Here’s my version of it for now: Mr. Trump and I have some things in common, but I’m still not committing to support or vote for him yet.
You’ve probably heard of “six degrees of separation” linking you and someone else (if not, Wikipedia will help). But since “separation” and “solidarity” are sometimes seen as opposites, I offer, at the risk of damning with faint praise…
My Six Degrees of Solidarity With Mr. Trump:
1. Member of the human family.1 is a low bar, but hey—it’s important to affirm that he is in this sense my “brother” (even if he may want to be Big Brother).
2. American citizen.
3. Professing Republican.
4. Professing Christian.
2 counts too—while it’s partly an accident (of birth), it’s also partly a continual choice (just ask Facebook’s co-founder Eric Saverin).

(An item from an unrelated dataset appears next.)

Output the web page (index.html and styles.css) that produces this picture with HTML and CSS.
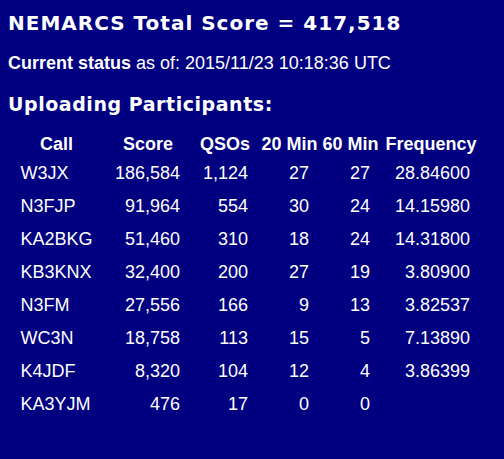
FILE: index.html
```html
<!DOCTYPE html>
<html>
<head>
<meta charset="utf-8">
<link rel="stylesheet" href="styles.css">
</head>
<body>
<h1 class="title">NEMARCS Total Score = 417,518</h1>
<p class="status"><b>Current status</b> as of: 2015/11/23 10:18:36 UTC</p>
<h2 class="subtitle">Uploading Participants:</h2>
<table class="scores">
<thead>
<tr><th class="c1">Call</th><th class="c2">Score</th><th class="c3">QSOs</th><th class="c4">20 Min</th><th class="c5">60 Min</th><th class="c6">Frequency</th></tr>
</thead>
<tbody>
<tr><td class="call">W3JX</td><td>186,584</td><td>1,124</td><td>27</td><td>27</td><td>28.84600</td></tr>
<tr><td class="call">N3FJP</td><td>91,964</td><td>554</td><td>30</td><td>24</td><td>14.15980</td></tr>
<tr><td class="call">KA2BKG</td><td>51,460</td><td>310</td><td>18</td><td>24</td><td>14.31800</td></tr>
<tr><td class="call">KB3KNX</td><td>32,400</td><td>200</td><td>27</td><td>19</td><td>3.80900</td></tr>
<tr><td class="call">N3FM</td><td>27,556</td><td>166</td><td>9</td><td>13</td><td>3.82537</td></tr>
<tr><td class="call">WC3N</td><td>18,758</td><td>113</td><td>15</td><td>5</td><td>7.13890</td></tr>
<tr><td class="call">K4JDF</td><td>8,320</td><td>104</td><td>12</td><td>4</td><td>3.86399</td></tr>
<tr><td class="call">KA3YJM</td><td>476</td><td>17</td><td>0</td><td>0</td><td></td></tr>
</tbody>
</table>
</body>
</html>
```
FILE: styles.css
```css
html, body {
  margin: 0;
  padding: 0;
  background: #000080;
  color: #ffffff;
}
body {
  padding: 0 8px;
  font-family: "Liberation Sans", Arial, sans-serif;
}
.title {
  margin: 11px 0 0 0;
  font-family: "DejaVu Sans", Verdana, sans-serif;
  font-weight: bold;
  font-size: 20px;
  line-height: 24px;
  letter-spacing: 1px;
  white-space: nowrap;
}
.status {
  margin: 17px 0 0 0;
  font-size: 18px;
  line-height: 22px;
  white-space: nowrap;
}
.subtitle {
  margin: 19px 0 0 0;
  font-family: "DejaVu Sans", Verdana, sans-serif;
  font-weight: bold;
  font-size: 19px;
  line-height: 22px;
  letter-spacing: 0.55px;
  white-space: nowrap;
}
.scores {
  margin-top: 16px;
  border-collapse: collapse;
  border-spacing: 0;
  table-layout: fixed;
  width: 473px;
  font-size: 18px;
}
.scores th {
  padding: 0;
  font-weight: bold;
  text-align: center;
  line-height: 26px;
  white-space: nowrap;
}
.scores td {
  padding: 0 11px 0 0;
  text-align: right;
  line-height: 33px;
  white-space: nowrap;
}
.scores td.call {
  text-align: left;
  padding: 0 0 0 12.5px;
}
.c1 { width: 97px; }
.c2 { width: 86px; }
.c3 { width: 68px; }
.c4 { width: 61px; }
.c5 { width: 61px; }
.c6 { width: 100px; }
```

3 and 4 include the word “professing” in order to cut through a forest of political and theological timber in one swoop. (While my scare quotes above revealed my sympathy for this timber, the move I’m making here doesn’t require dealing with it.)
5 and 6? There are some who would like to make one or both of these into a reason to vote for or against someone. I, on the other hand, do not think either are either.
Bottom line? Even solidarity does not equal or entail support. Sorry.